LW: I have frequented Mindanao since 1992, and find the risk to be minimal. There remain areas to be avoided, but compared to Metro Manila, I will be able to find barangays in each and every municipality within NCR that I would consider of higher risk than Davao and most of Mindanao.
JY: Albert Einstein once said, “Reality is merely an illusion, albeit a very persistent one.” In the case of Mindanao’s security, the line between what is real and what is perceived is sometimes blurred and can vary depending on who you ask. Based on a survey we conducted after the declaration of martial law in the island, locals have high respect for the measures taken by the government to prioritize the safety of the community. On the other hand, Luzon-and Visayas-based investors who are not familiar with Mindanao have lesser confidence with regard to perceived risks.
To set the record straight, we released a publication, entitled “Business As Usual,” detailing our assessment and observations of the real-estate landscape of Davao City under martial law. The business landscape was generally unfazed, and citizens remain to feel very safe in the city. As a testament to our continued confidence in the market and the local security force, we continued our operations and maintained our presence in Davao and Mindanao knowing that our employees and resources are well taken care of.
What are the future plans of Damosa in 2018?
RL: We look to expand our footprint in the Davao region and possibly to other parts of Mindanao. We will be launching some major mixed-use projects this year.
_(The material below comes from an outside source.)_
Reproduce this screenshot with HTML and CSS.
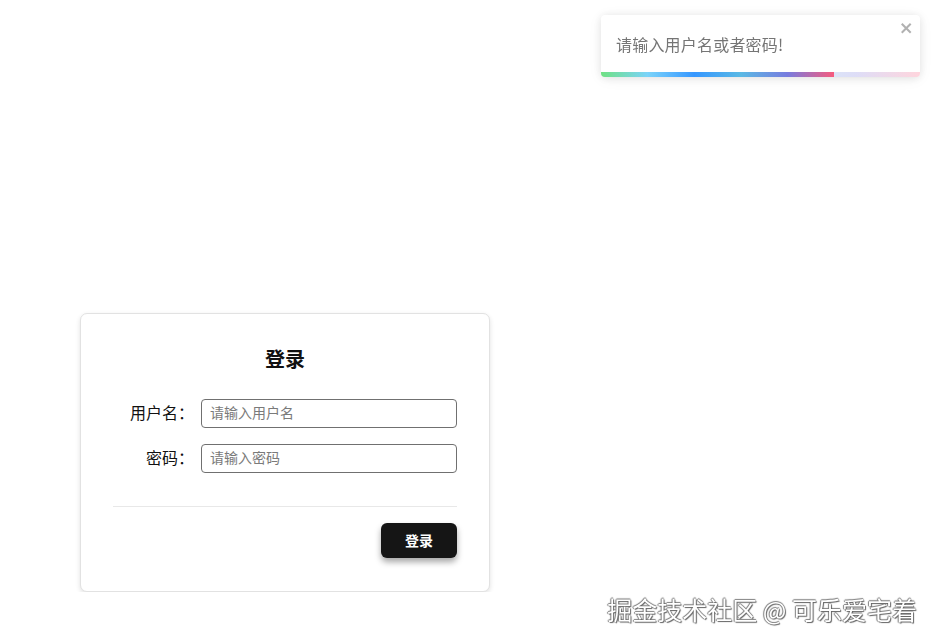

We don’t like to develop just one type of real-estate product. Wherever we see opportunities to help grow the local economy and uplift lives, that’s where we invest. One of the sectors that we will be focusing heavily on will be industrial parks. We see a lot of long-term opportunities in this space.
After the overall updates, we had an extended online interview with Mr. Yu pertaining to Marawi. While many individuals, businesses and organizations are supporting Marawi rehabilitation, the business opportunity in the rehabilitation is largely overlooked.
What do you think are the real-estate opportunities for Marawi?
JY: Whether commercial or residential, considering the current situation of our sister city, Marawi, donations for housing projects are given high priority to help rebuild the foundation of the region—its people. In terms of long-term reform, trade and livelihood concerns must be addressed. Commercial retail and industrial investment opportunities can provide people jobs and means of exchanging their goods for income. We also see enormous potential in establishing the city as a major halal industry zone.
How can real-estate companies help Marawi?
JY: To support the local government of Marawi’s priorities, real-estate companies are encouraged to bring in investors that can provide immediate housing for internally displaced persons.
The key to real-estate development for Marawi is gradual yet consistent growth. Through close coordination with the local government, developers and other investors can enter and lease lots to construct trade centers and industrial developments, all catering to the needs of the locals.